Okay, that’s dramatic. Aside from some recently discovered cavities, my health is fine. Still, something feels…off. If I was more of a dualist, I’d write about my soul being damaged or something but 1) I don’t even know who is reading this, so I’m not about to start talking to them about my soul and 2) I don’t even know what a soul is.
This rant is about my personhood, and that of those around me. It’s about how technology is making me a little bit less human.
I spend a good bit of each day interacting with data – gathering it, manipulating it, and analyzing it. This data is almost exclusively related to individual people, and I think the things I’m using it for are ultimately good. However, in the meantime, those people are, in my mind, reduced to facts and statistics. They are stored in lists and charts. I know where they live, but not who they are. I have goals for them and their data – Read this email! Like this Facebook post! Donate money! Participate in this community! – and when those goals are met, it is an accomplishment. These people have been reduced to projects, which is a terrible thing for people to become.
Until this season, I was always more interested in questions and truth. I preferred conversations that were left open-ended. Now, I’m more focused on goals and benchmarks that can be quantifiably tracked. These things are more instantly gratifying, but they pale in comparison to the humanizing qualities of the unanswered question.
I still read a lot, but now most of it is on a screen. That’s because a lot of what I read doesn’t come in a hard copy, or if it does, it costs a lot more than what I can download. I don’t remember the last time that I underlined in a book. The other day, I was playing around with the Kindle app on my phone, and discovered this feature that, based on your page-turning speed, estimates how long it will take you to finish that book. This is really helpful, if reading is something that’s scheduled and books are to be marked off some check list. But what about wasting time slowly digesting paper pages?

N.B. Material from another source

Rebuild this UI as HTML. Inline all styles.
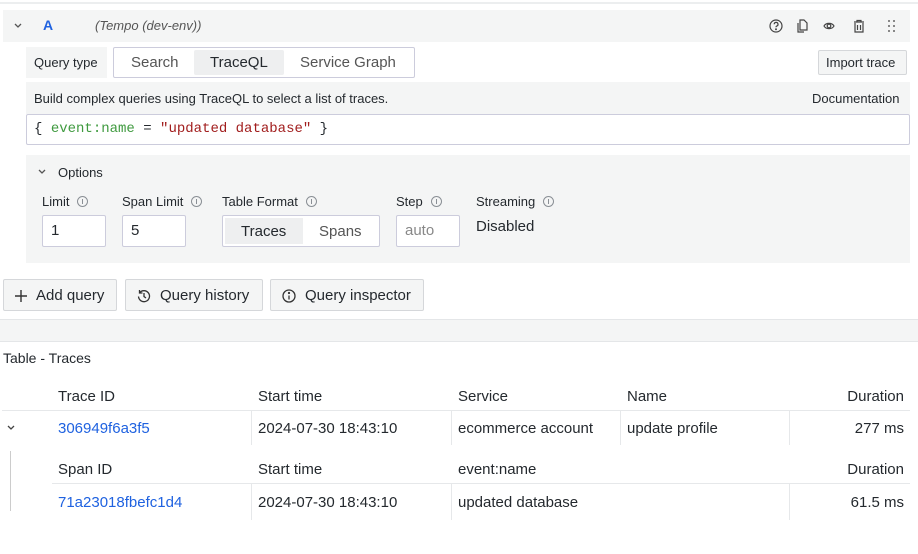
<!DOCTYPE html>
<html><head><meta charset="utf-8"><style>
*{box-sizing:border-box;margin:0;padding:0}
body{width:918px;height:554px;background:#fff;font-family:"Liberation Sans",sans-serif;color:#24292e;position:relative;overflow:hidden}
.a{position:absolute;white-space:nowrap}
.bg{background:#f4f5f5}
.bd{border:1px solid #ccccdc}
.t12{font-size:13px}.t13{font-size:13px}.t14{font-size:15px}
.btn{background:#f4f5f5;border:1px solid #d5d7da;border-radius:2px;font-size:15px;display:flex;align-items:center;gap:8px;padding:0 10px}
.lnk{color:#1f62e0}
.info{display:inline-block;width:11px;height:11px;border:1px solid #8a8f95;border-radius:50%;vertical-align:-1px;margin-left:8px;position:relative}
.info:after{content:"";position:absolute;left:4px;top:2px;width:1px;height:5px;background:#8a8f95}
.hl{background:#e6e8ea;height:1px}
.vl{background:#e6e8ea;width:1px}
svg{display:block}
</style></head><body>
<div class="a hl" style="left:0;top:2px;width:918px;height:2px;background:#eceeef"></div>
<div class="a bg" style="left:3px;top:10px;width:907px;height:32px"></div>
<svg class="a" style="left:13px;top:22px" width="10" height="8"><path d="M2 2l3 3 3-3" stroke="#555" stroke-width="1.3" fill="none"/></svg>
<div class="a t14" style="left:43px;top:17px;color:#1f62e0;font-weight:bold;font-size:14px">A</div>
<div class="a t12" style="left:95px;top:18px;font-style:italic;color:#555">(Tempo (dev-env))</div>
<svg class="a" style="left:768px;top:18px" width="134" height="16" fill="none" stroke="#444" stroke-width="1.2">
<circle cx="8" cy="8" r="6"/><path d="M6.2 6.3a1.9 1.9 0 1 1 2.5 1.8c-.5.2-.7.6-.7 1.2"/><circle cx="8" cy="11.3" r=".4" fill="#444"/>
<path d="M32 2h4l3 3v7h-7z M30 5v9h6"/>
<path d="M56 8c2-3.5 8-3.5 10 0c-2 3.5-8 3.5-10 0z"/><circle cx="61" cy="8" r="1.8"/>
<path d="M86 4h10M89 4V2.5h4V4M87 5v9h8V5M89.5 7v5M92.5 7v5"/>
<g fill="#666" stroke="none"><circle cx="121" cy="3" r="1"/><circle cx="126" cy="3" r="1"/><circle cx="121" cy="8" r="1"/><circle cx="126" cy="8" r="1"/><circle cx="121" cy="13" r="1"/><circle cx="126" cy="13" r="1"/></g>
</svg>
<div class="a bg t13" style="left:26px;top:47px;width:81px;height:31px;line-height:31px;padding-left:8px">Query type</div>
<div class="a bd" style="left:113px;top:47px;width:302px;height:31px;border-radius:2px"></div>
<div class="a" style="left:194px;top:50px;width:90px;height:25px;background:#eeeff0;border-radius:2px"></div>
<div class="a t14" style="left:131px;top:54px;color:#555">Search</div>
<div class="a t14" style="left:210px;top:54px">TraceQL</div>
<div class="a t14" style="left:300px;top:54px;color:#555">Service Graph</div>
<div class="a btn" style="left:818px;top:50px;width:89px;height:25px;font-size:13px;padding:0 7px">Import trace</div>
<div class="a bg" style="left:26px;top:82px;width:884px;height:32px"></div>
<div class="a t12" style="left:34px;top:91px">Build complex queries using TraceQL to select a list of traces.</div>
<div class="a t12" style="left:812px;top:91px">Documentation</div>
<div class="a bd" style="left:26px;top:114px;width:884px;height:31px;background:#fff;border-radius:2px"></div>
<div class="a" style="left:34px;top:121px;font-family:'Liberation Mono',monospace;font-size:14px">{ <span style="color:#3f9a3f">event:name</span> = <span style="color:#a11d1d">"updated database"</span> }</div>
<div class="a bg" style="left:26px;top:155px;width:884px;height:108px"></div>
<svg class="a" style="left:37px;top:168px" width="10" height="8"><path d="M2 2l3 3 3-3" stroke="#555" stroke-width="1.3" fill="none"/></svg>
<div class="a t12" style="left:58px;top:165px">Options</div>
<div class="a t12" style="left:42px;top:194px">Limit<span class="info"></span></div>
<div class="a t12" style="left:122px;top:194px">Span Limit<span class="info"></span></div>
<div class="a t12" style="left:222px;top:194px">Table Format<span class="info"></span></div>
<div class="a t12" style="left:396px;top:194px">Step<span class="info"></span></div>
<div class="a t12" style="left:476px;top:194px">Streaming<span class="info"></span></div>
<div class="a bd t14" style="left:42px;top:215px;width:64px;height:32px;background:#fff;line-height:30px;padding-left:8px;border-radius:2px">1</div>
<div class="a bd t14" style="left:122px;top:215px;width:64px;height:32px;background:#fff;line-height:30px;padding-left:8px;border-radius:2px">5</div>
<div class="a bd" style="left:222px;top:215px;width:158px;height:32px;background:#fff;border-radius:2px"></div>
<div class="a" style="left:225px;top:218px;width:78px;height:26px;background:#eeeff0"></div>
<div class="a t14" style="left:241px;top:223px">Traces</div>
<div class="a t14" style="left:319px;top:223px;color:#555">Spans</div>
<div class="a bd t14" style="left:396px;top:215px;width:64px;height:32px;background:#fff;line-height:30px;padding-left:8px;color:#888;border-radius:2px">auto</div>
<div class="a t14" style="left:476px;top:218px">Disabled</div>
<div class="a btn" style="left:3px;top:279px;width:114px;height:32px;padding-top:1px"><svg width="14" height="14"><path d="M7 1v12M1 7h12" stroke="#333" stroke-width="1.4"/></svg>Add query</div>
<div class="a btn" style="left:125px;top:279px;width:138px;height:32px;padding-top:1px"><svg width="16" height="16" fill="none" stroke="#333" stroke-width="1.3"><path d="M3.5 5A5.5 5.5 0 1 1 2.5 8.5M3.5 2v3h3M8 5v3.5l2 1.5"/></svg>Query history</div>
<div class="a btn" style="left:270px;top:279px;width:154px;height:32px;padding-top:1px"><svg width="16" height="16" fill="none" stroke="#333" stroke-width="1.3"><circle cx="8" cy="8" r="6"/><path d="M8 7.5v4"/><circle cx="8" cy="5" r=".5" fill="#333"/></svg>Query inspector</div>
<div class="a bg" style="left:0;top:319px;width:918px;height:23px;border-top:1px solid #e4e6e8;border-bottom:1px solid #e4e6e8"></div>
<div class="a t14" style="left:3px;top:350px;font-size:14px">Table - Traces</div>
<div class="a t14" style="left:58px;top:388px">Trace ID</div>
<div class="a t14" style="left:258px;top:388px">Start time</div>
<div class="a t14" style="left:458px;top:388px">Service</div>
<div class="a t14" style="left:627px;top:388px">Name</div>
<div class="a t14" style="right:14px;top:388px">Duration</div>
<div class="a hl" style="left:2px;top:410px;width:908px"></div>
<svg class="a" style="left:6px;top:424px" width="10" height="8"><path d="M2 2l3 3 3-3" stroke="#444" stroke-width="1.3" fill="none"/></svg>
<div class="a t14 lnk" style="left:58px;top:420px">306949f6a3f5</div>
<div class="a t14" style="left:258px;top:420px">2024-07-30 18:43:10</div>
<div class="a t14" style="left:458px;top:420px">ecommerce account</div>
<div class="a t14" style="left:627px;top:420px">update profile</div>
<div class="a t14" style="right:14px;top:420px">277 ms</div>
<div class="a vl" style="left:251px;top:411px;height:34px"></div>
<div class="a vl" style="left:451px;top:411px;height:34px"></div>
<div class="a vl" style="left:620px;top:411px;height:34px"></div>
<div class="a vl" style="left:789px;top:411px;height:34px"></div>
<div class="a vl" style="left:10px;top:451px;height:60px;background:#ccc"></div>
<div class="a t14" style="left:58px;top:461px">Span ID</div>
<div class="a t14" style="left:258px;top:461px">Start time</div>
<div class="a t14" style="left:458px;top:461px">event:name</div>
<div class="a t14" style="right:14px;top:461px">Duration</div>
<div class="a hl" style="left:52px;top:483px;width:858px"></div>
<div class="a t14 lnk" style="left:58px;top:494px">71a23018fbefc1d4</div>
<div class="a t14" style="left:258px;top:494px">2024-07-30 18:43:10</div>
<div class="a t14" style="left:458px;top:494px">updated database</div>
<div class="a t14" style="right:14px;top:494px">61.5 ms</div>
<div class="a vl" style="left:251px;top:484px;height:36px"></div>
<div class="a vl" style="left:451px;top:484px;height:36px"></div>
<div class="a vl" style="left:789px;top:484px;height:36px"></div>
</body></html>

I used to care more about useless things like art, and play, and God. Now I care more about tools, and that which helps me reach my goals.
Sometimes I try to make an argument to myself that all of this is okay. That it’s okay that my backpack usually contains three devices that can connect me to the internet. That it’s okay when I see people as fodder for a numerical benchmark. That it’s okay when I invest more energy into what can be accomplished instead of unanswered. But this argument is always utilitarian, and really thin compared to the robust beauty of wonder and uselessness.
I don’t know how to fix any of this.
Post Script – I originally scribbled this into a notebook about a week ago, in a moment of over-exaggerated crisis. Since then, I’ve been more mindful of my relationship with the various devices in my life. I’ve been trying to keep my phone turned off for at least 10 hours per day and keeping it off my person when it’s unneeded. I’ve been writing stuff on paper, and reading actual books. These aren’t significant or inconvenient lifestyle shifts, because it turns out that I don’t actually need to be constantly connected to live comfortably. And I feel just a little bit more attentive, and whole.